NEW SCOTLAND — Valedictorian Erik Patak will head to the University of Rochester to study bio-medical engineering, after getting a taste of genetics studies last summer at the University of Montana.
“I was working in a lab,” he said of the five weeks he spent in Montana as a rising senior. “I made a genetic switch for Lyme disease. When you add a chemical…it’s a genetic sequence, and that’s the switch. If you add a chemical before the gene, it turns off the one after it. It turns that gene off.”
Patak’s personal interests outside his Voorheesville classes lie with his GoPro camera and other equipment, he said.
“I’m interested in video-editing, and 3-D modeling and animation,” he said. “I was learning off YouTube, one of the best educational resources.”
Patak played varsity soccer and varsity volleyball for Voorheesville. He said that winning a regional volleyball championship with his team was exciting.
He also participated in the science Olympiad, which he joined his sophomore year; the team placed 19th in the state against much larger schools, he said.
“That was one of the highlights of my high school years,” Patak said.
In the classroom, Patak and his friends worked hard and played hard together as a group, with only a two-tenths separation between their grade-point averages, he said.
“I spent a lot of time in my chemistry teacher’s room with old chemistry kits,” he said. “I had fun doing that. We found a significant number of chemistry kits.”
Patak enjoyed the kit that turned a clear solution opaque with the addition of reactive chemical.
Patak and salutatorian Ben Mackay are close friends, Patak said.
“We had made a bunch of slime one time,” he said, recalling the chemistry kits. “We regressed from seniors into 5-year-olds.”
The two worked together with their physics class to launch a weather-recording balloon, which has not yet been recovered.
“It was a great day — a lot of stress building up to that day,” he said. “We were working till the last minute. We had a very successful launch.”
The group set up activities for bystanders, like “pin the balloon on the map,” Patak said.
Patak theorized that the battery on the communications device stopped working due to cold.
“It’s down to -70 degrees Celsius up there,” he said. “That’s very cold for any normal battery.” The class last heard from the balloon when it was above Castleton (Rennselaer Co.) at 40,000 feet, Patak said. The balloon was projected to rise to 100,000 feet, he said.

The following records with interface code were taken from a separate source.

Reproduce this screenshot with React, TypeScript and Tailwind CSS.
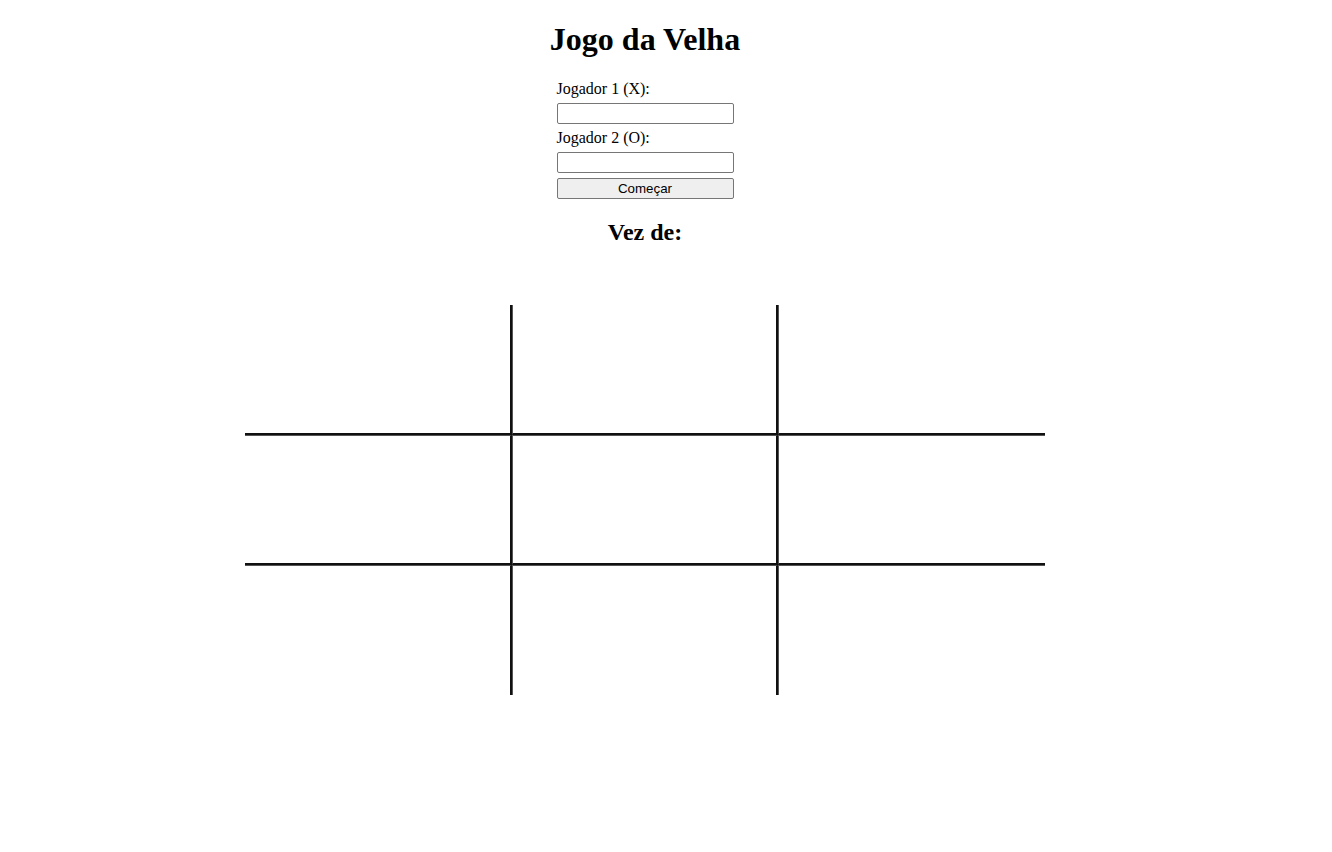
import { useState } from "react";

const App = () => {
  const [board, setBoard] = useState<string[]>(Array(9).fill(""));
  const [p1, setP1] = useState("");
  const [p2, setP2] = useState("");
  const [turn, setTurn] = useState<string>("");

  const handleStart = () => {
    setBoard(Array(9).fill(""));
    setTurn(p1);
  };

  const handleClick = (i: number) => {
    if (!turn || board[i]) return;
    const mark = turn === p1 ? "X" : "O";
    const next = [...board];
    next[i] = mark;
    setBoard(next);
    setTurn(turn === p1 ? p2 : p1);
  };

  return (
    <div className="w-[1290px] flex flex-col items-center bg-white text-black font-['Liberation_Serif',serif]">
      {/* Title */}
      <h1 className="mt-[21.44px] mb-[21.44px] text-[32px] leading-[normal] font-bold">Jogo da Velha</h1>

      {/* Player form */}
      <div className="w-[177px] flex flex-col text-[16px] leading-[normal]">
        <label>Jogador 1 (X):</label>
        <input
          value={p1}
          onChange={(e) => setP1(e.target.value)}
          className="my-[5px] h-[21px] px-[2px] border border-[#767676] rounded-[2px] text-[13.33px] font-['Liberation_Sans',sans-serif]"
        />
        <label>Jogador 2 (O):</label>
        <input
          value={p2}
          onChange={(e) => setP2(e.target.value)}
          className="my-[5px] h-[21px] px-[2px] border border-[#767676] rounded-[2px] text-[13.33px] font-['Liberation_Sans',sans-serif]"
        />
        <button
          onClick={handleStart}
          className="h-[21px] bg-[#efefef] border border-[#767676] rounded-[2px] text-[13.33px] font-['Liberation_Sans',sans-serif] leading-none"
        >
          Começar
        </button>
      </div>

      {/* Current turn */}
      <h2 className="mt-[19.92px] mb-[19.92px] text-[24px] leading-[normal] font-bold">Vez de: {turn}</h2>

      {/* Board */}
      <div className="mt-[39px] w-[800px] grid grid-cols-[267px_266px_267px] grid-rows-[130px_130px_130px]">
        {board.map((cell, i) => {
          const col = i % 3;
          const row = Math.floor(i / 3);
          return (
            <div
              key={i}
              onClick={() => handleClick(i)}
              className={
                "flex items-center justify-center text-[64px] font-bold cursor-pointer " +
                (col < 2 ? "border-r-2 border-r-[#111] " : "") +
                (col > 0 ? "border-l border-l-[#555] " : "") +
                (row < 2 ? "border-b-2 border-b-[#111] " : "") +
                (row > 0 ? "border-t border-t-[#555] " : "")
              }
            >
              {cell}
            </div>
          );
        })}
      </div>
    </div>
  );
};

export default App;
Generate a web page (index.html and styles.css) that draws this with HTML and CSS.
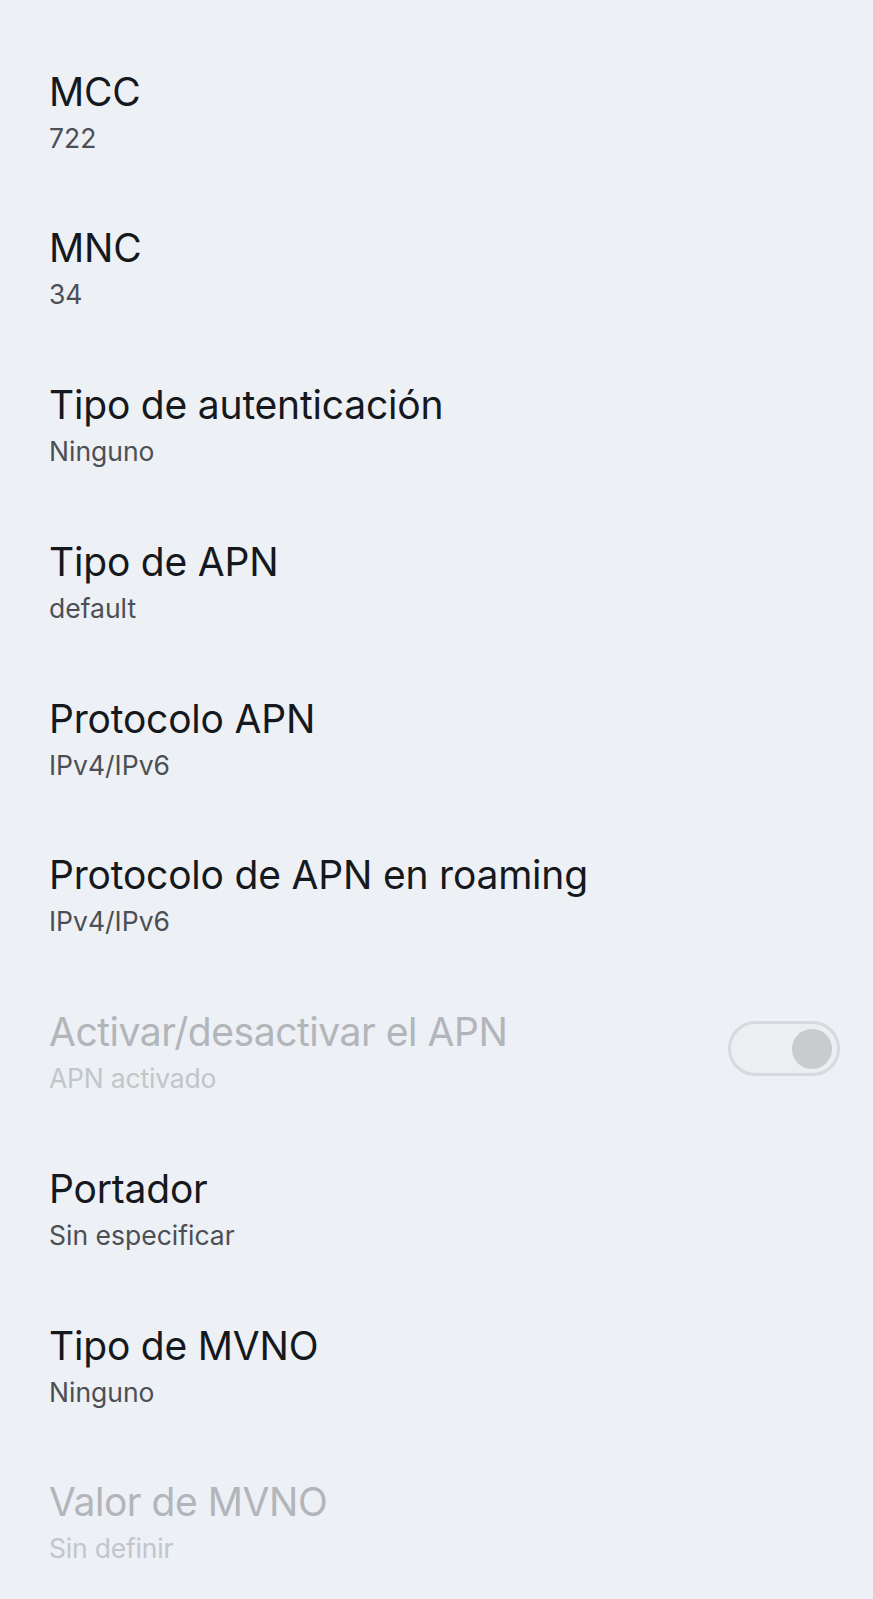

“We’re hoping a farmer finds it in a field. No one reported a giant orange balloon,” he said, noting that it may have landed near Ghent (Columbia Co.). “Maybe it will turn up.”
Patak praised Voorheesville’s academics. As a senior, he said, his teachers treated him like a friend, and shared discussions about such topics as science articles in journals.
“My teachers have been great resources,” he said.